[Begin Data rows]

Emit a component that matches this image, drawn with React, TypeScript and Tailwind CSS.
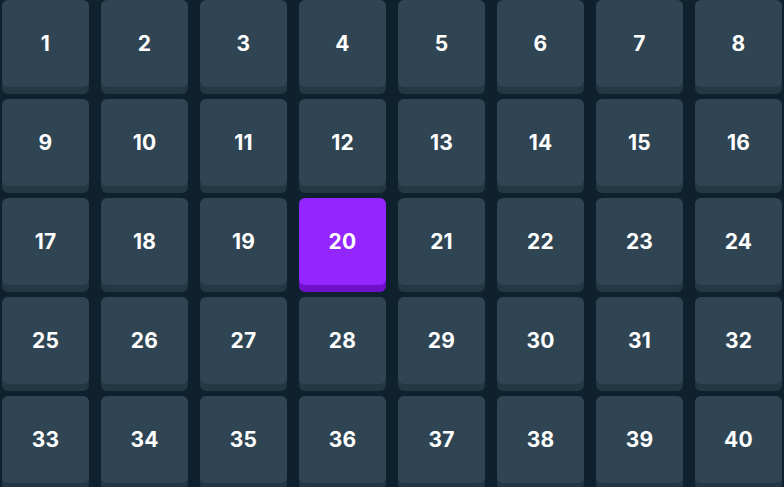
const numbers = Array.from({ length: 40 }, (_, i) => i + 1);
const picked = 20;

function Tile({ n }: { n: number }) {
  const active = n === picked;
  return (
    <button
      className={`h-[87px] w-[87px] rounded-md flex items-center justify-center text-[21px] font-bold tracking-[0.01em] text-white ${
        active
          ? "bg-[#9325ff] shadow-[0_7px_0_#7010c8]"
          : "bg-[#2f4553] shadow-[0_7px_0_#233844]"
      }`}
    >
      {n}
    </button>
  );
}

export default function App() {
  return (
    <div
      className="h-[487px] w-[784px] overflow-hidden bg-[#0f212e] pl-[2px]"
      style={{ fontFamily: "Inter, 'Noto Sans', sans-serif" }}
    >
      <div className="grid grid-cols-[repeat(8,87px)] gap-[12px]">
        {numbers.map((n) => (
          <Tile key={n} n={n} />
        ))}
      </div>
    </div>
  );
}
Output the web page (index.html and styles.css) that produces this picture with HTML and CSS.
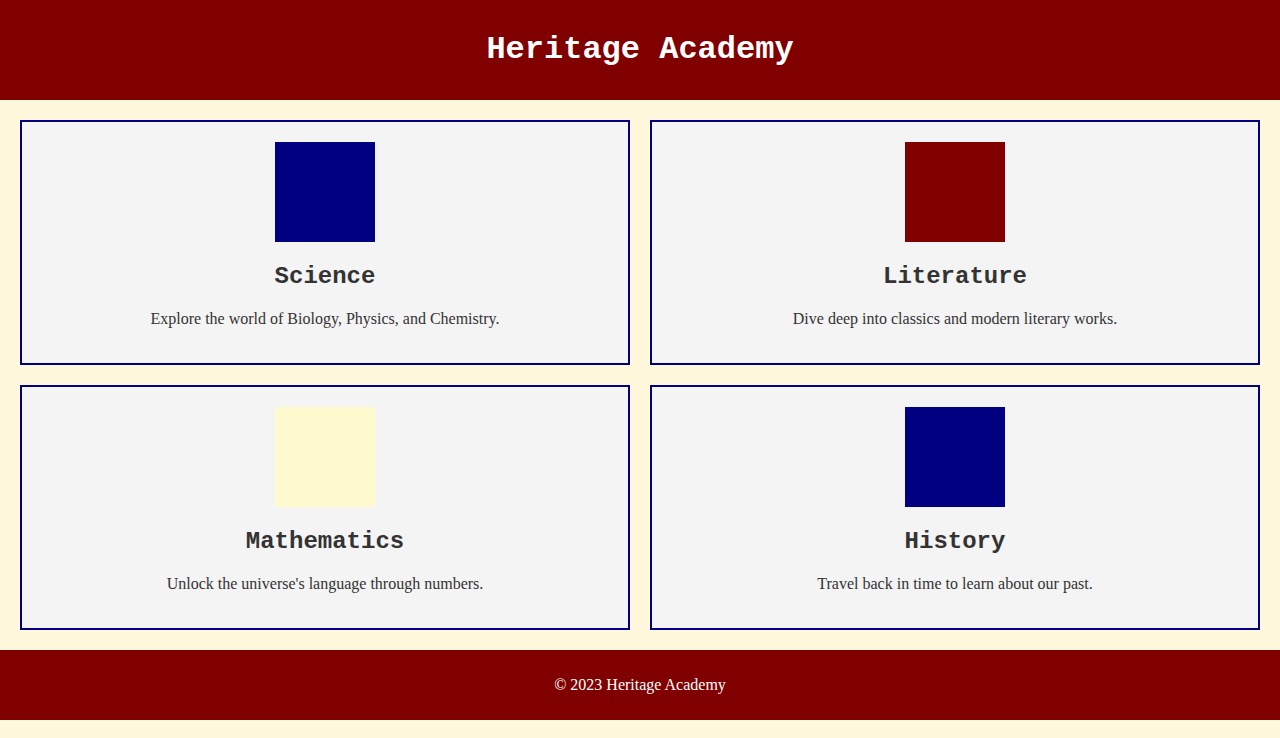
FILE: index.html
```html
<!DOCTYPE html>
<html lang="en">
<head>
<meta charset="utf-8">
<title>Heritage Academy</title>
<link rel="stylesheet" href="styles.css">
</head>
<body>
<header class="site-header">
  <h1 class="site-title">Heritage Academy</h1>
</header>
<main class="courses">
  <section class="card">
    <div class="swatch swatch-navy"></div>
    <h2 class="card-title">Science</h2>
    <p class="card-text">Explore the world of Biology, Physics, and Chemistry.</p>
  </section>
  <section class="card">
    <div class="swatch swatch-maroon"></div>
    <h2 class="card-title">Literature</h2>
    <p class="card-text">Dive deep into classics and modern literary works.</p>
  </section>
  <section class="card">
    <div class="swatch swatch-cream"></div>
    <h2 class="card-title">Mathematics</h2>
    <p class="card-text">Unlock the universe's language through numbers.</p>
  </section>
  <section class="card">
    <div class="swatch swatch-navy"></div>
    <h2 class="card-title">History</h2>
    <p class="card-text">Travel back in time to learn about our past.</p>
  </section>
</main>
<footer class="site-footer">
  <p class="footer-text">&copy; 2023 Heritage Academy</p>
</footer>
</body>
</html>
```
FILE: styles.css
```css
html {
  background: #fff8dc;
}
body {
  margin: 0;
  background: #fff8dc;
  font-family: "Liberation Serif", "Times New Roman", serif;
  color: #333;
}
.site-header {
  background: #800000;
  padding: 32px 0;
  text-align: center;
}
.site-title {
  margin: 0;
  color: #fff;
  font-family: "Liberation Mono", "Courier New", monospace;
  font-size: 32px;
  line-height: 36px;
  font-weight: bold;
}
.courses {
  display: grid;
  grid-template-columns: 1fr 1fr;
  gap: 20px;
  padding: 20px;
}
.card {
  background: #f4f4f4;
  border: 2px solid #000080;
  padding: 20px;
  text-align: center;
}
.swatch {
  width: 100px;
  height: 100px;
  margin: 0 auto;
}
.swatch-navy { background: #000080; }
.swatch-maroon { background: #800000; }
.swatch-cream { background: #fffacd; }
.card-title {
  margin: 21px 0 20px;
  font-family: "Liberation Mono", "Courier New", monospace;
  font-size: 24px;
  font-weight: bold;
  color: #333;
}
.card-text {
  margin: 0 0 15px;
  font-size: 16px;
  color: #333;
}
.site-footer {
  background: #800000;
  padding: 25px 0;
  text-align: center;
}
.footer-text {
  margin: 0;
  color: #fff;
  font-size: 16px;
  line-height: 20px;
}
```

[End Data rows]

- [Exercise description]: Repeat the records above exactly, omitting every picture.

- [Task answer]:
Emit a component that matches this image, drawn with React, TypeScript and Tailwind CSS.
const numbers = Array.from({ length: 40 }, (_, i) => i + 1);
const picked = 20;

function Tile({ n }: { n: number }) {
  const active = n === picked;
  return (
    <button
      className={`h-[87px] w-[87px] rounded-md flex items-center justify-center text-[21px] font-bold tracking-[0.01em] text-white ${
        active
          ? "bg-[#9325ff] shadow-[0_7px_0_#7010c8]"
          : "bg-[#2f4553] shadow-[0_7px_0_#233844]"
      }`}
    >
      {n}
    </button>
  );
}

export default function App() {
  return (
    <div
      className="h-[487px] w-[784px] overflow-hidden bg-[#0f212e] pl-[2px]"
      style={{ fontFamily: "Inter, 'Noto Sans', sans-serif" }}
    >
      <div className="grid grid-cols-[repeat(8,87px)] gap-[12px]">
        {numbers.map((n) => (
          <Tile key={n} n={n} />
        ))}
      </div>
    </div>
  );
}
Output the web page (index.html and styles.css) that produces this picture with HTML and CSS.
FILE: index.html
```html
<!DOCTYPE html>
<html lang="en">
<head>
<meta charset="utf-8">
<title>Heritage Academy</title>
<link rel="stylesheet" href="styles.css">
</head>
<body>
<header class="site-header">
  <h1 class="site-title">Heritage Academy</h1>
</header>
<main class="courses">
  <section class="card">
    <div class="swatch swatch-navy"></div>
    <h2 class="card-title">Science</h2>
    <p class="card-text">Explore the world of Biology, Physics, and Chemistry.</p>
  </section>
  <section class="card">
    <div class="swatch swatch-maroon"></div>
    <h2 class="card-title">Literature</h2>
    <p class="card-text">Dive deep into classics and modern literary works.</p>
  </section>
  <section class="card">
    <div class="swatch swatch-cream"></div>
    <h2 class="card-title">Mathematics</h2>
    <p class="card-text">Unlock the universe's language through numbers.</p>
  </section>
  <section class="card">
    <div class="swatch swatch-navy"></div>
    <h2 class="card-title">History</h2>
    <p class="card-text">Travel back in time to learn about our past.</p>
  </section>
</main>
<footer class="site-footer">
  <p class="footer-text">&copy; 2023 Heritage Academy</p>
</footer>
</body>
</html>
```
FILE: styles.css
```css
html {
  background: #fff8dc;
}
body {
  margin: 0;
  background: #fff8dc;
  font-family: "Liberation Serif", "Times New Roman", serif;
  color: #333;
}
.site-header {
  background: #800000;
  padding: 32px 0;
  text-align: center;
}
.site-title {
  margin: 0;
  color: #fff;
  font-family: "Liberation Mono", "Courier New", monospace;
  font-size: 32px;
  line-height: 36px;
  font-weight: bold;
}
.courses {
  display: grid;
  grid-template-columns: 1fr 1fr;
  gap: 20px;
  padding: 20px;
}
.card {
  background: #f4f4f4;
  border: 2px solid #000080;
  padding: 20px;
  text-align: center;
}
.swatch {
  width: 100px;
  height: 100px;
  margin: 0 auto;
}
.swatch-navy { background: #000080; }
.swatch-maroon { background: #800000; }
.swatch-cream { background: #fffacd; }
.card-title {
  margin: 21px 0 20px;
  font-family: "Liberation Mono", "Courier New", monospace;
  font-size: 24px;
  font-weight: bold;
  color: #333;
}
.card-text {
  margin: 0 0 15px;
  font-size: 16px;
  color: #333;
}
.site-footer {
  background: #800000;
  padding: 25px 0;
  text-align: center;
}
.footer-text {
  margin: 0;
  color: #fff;
  font-size: 16px;
  line-height: 20px;
}
```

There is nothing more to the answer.